Once determining our core values, we wanted to find ways to implement them into our everyday processes. We first made them visible in our office. Each value is painted on its own dividing wall spread throughout our space. This serves as a daily reminder to live up to these values as we work and collaborate with each other.

Our Hiring Process

But what other ways could we bake our core values into the company? As the Recruiting Manager, I immediately started to think about how we could inject our core values into our hiring process. The perfect place to start was in our values alignment interview for new candidates during onsite interviews. I took a hard look at the current behavioral interview questions we ask in this particular interview and decided to make some changes.

After putting together a dense list of new behavioral questions, I tested them out on my coworkers. From this I learned how people already on our team approached these questions and what types of responses they invoked. After they would answer, I’d ask them to choose one core value that they thought was reflected in their answer. This helped me determine what questions to ask that will lead to discussions or answers that reinforce or reject our core values, my ultimate goal.

Next, I invited the seven interviewers on our team who lead the Values alignment interviews to sit down and candidly ask and answer my new set of questions. After each one, I would ask “Which is the underlying core value that this question teases at?” It was enlightening to see how these seven individuals often had differing answers. Let me give you an example. One question was, “When was a time you didn’t know how to do something? Did you ask for help?” Without knowing how someone might answer, you could presume that the story they might tell could demonstrate any of our four core values in one way or another. It’s also possible that a candidate could show signs of rejection of our core values with an answer like “I usually don’t need help because I prefer to figure things out on my own. I generally feel that I can’t rely on others.” It’s the interviewer’s responsibility to try to dig deeper into their answer and get to the root of why they feel they can’t rely on others.

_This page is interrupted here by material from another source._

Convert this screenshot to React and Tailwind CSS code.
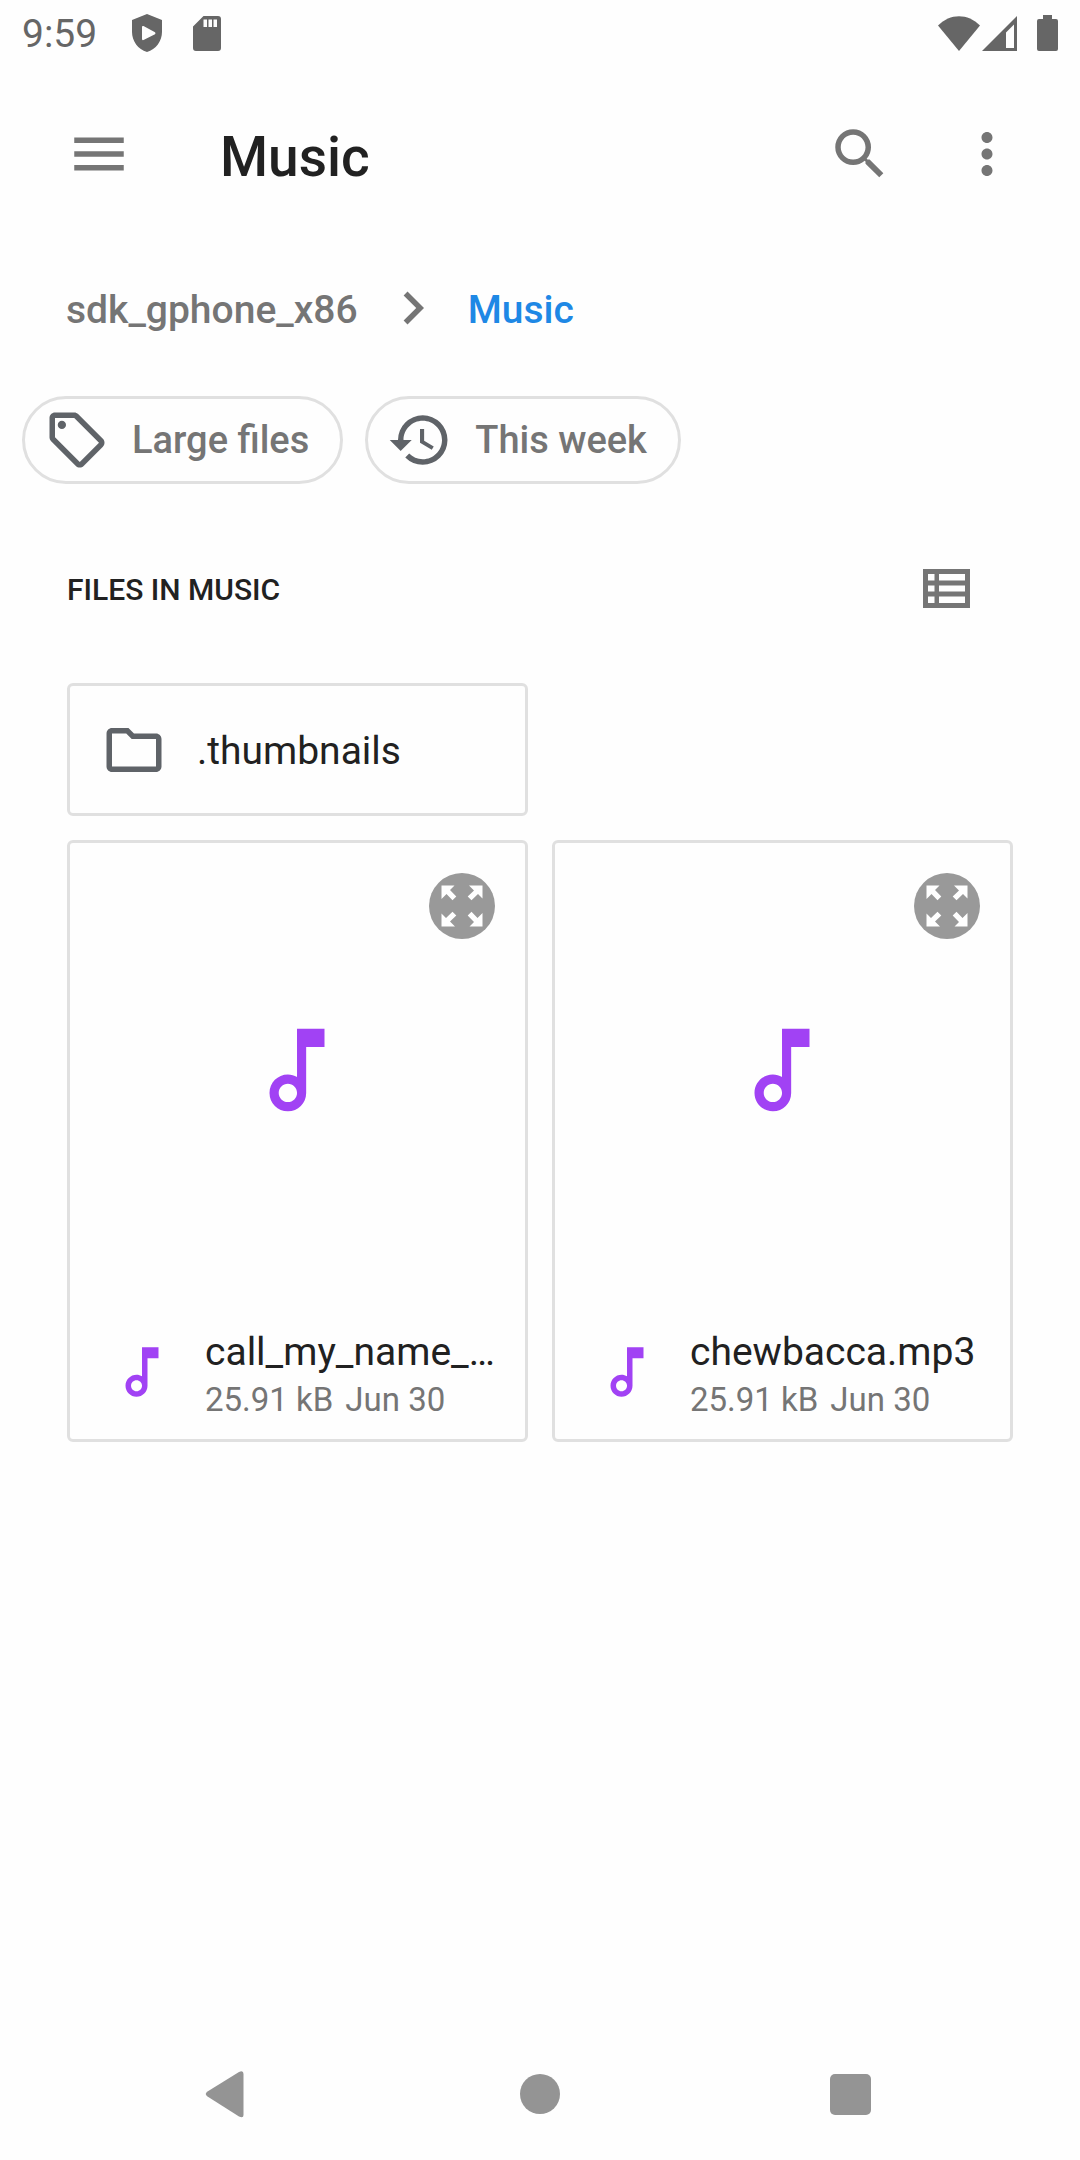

By adding new behavioral questions that were crafted with our core values subliminally baked into them, our team of interviewers were well prepared to objectively measure candidates against them and determine which people we interview will add to our culture. Recent analysis of our values alignment interviews show that in the six month period before injecting our core values into this interview, a candidate had a 14% chance of a ‘Strong Yes’ outcome from the interviewer. Looking at the six months after the change, we saw that number drop to 7%. What this tells us is that our interview team has become more objective and discerning in this important interview.

Our Performance Reviews

Mark43 employees undergo company-wide performance reviews every six months. During each review, employees complete a self-review and a review of other teammates. The first four questions review how closely a teammate aligns with each value. The five possible rankings are:

1 – My/my team member’s/my report’s actions and contributions were contrary to this core value.
2 – I/my team member/my report did nothing for this core value, but also nothing against.
3 – I/my team member/my report made a semi-consistent effort to live this core value every day.
4 – I/my team member/my report made a consistent effort to live this core value every day.
5 – I/my team member/my report is a paragon of this core value.

By using our core values as a guide to review ourselves and each other, we are able to make performance growth plans that are directly tied to these values. We have also learned which core values we can improve on and which values are inspiring positive collaboration and hard work. After our most recent round of performance reviews earlier this year, we surveyed the team to get their opinions on how the process went. The survey revealed that our team overwhelmingly supported the use of our core values as a measurement for performance and success. For us, our core values aren’t just fluffy, feel-good phrases painted on our walls. They are the tangible beliefs we use to hold ourselves accountable to our clients and each other.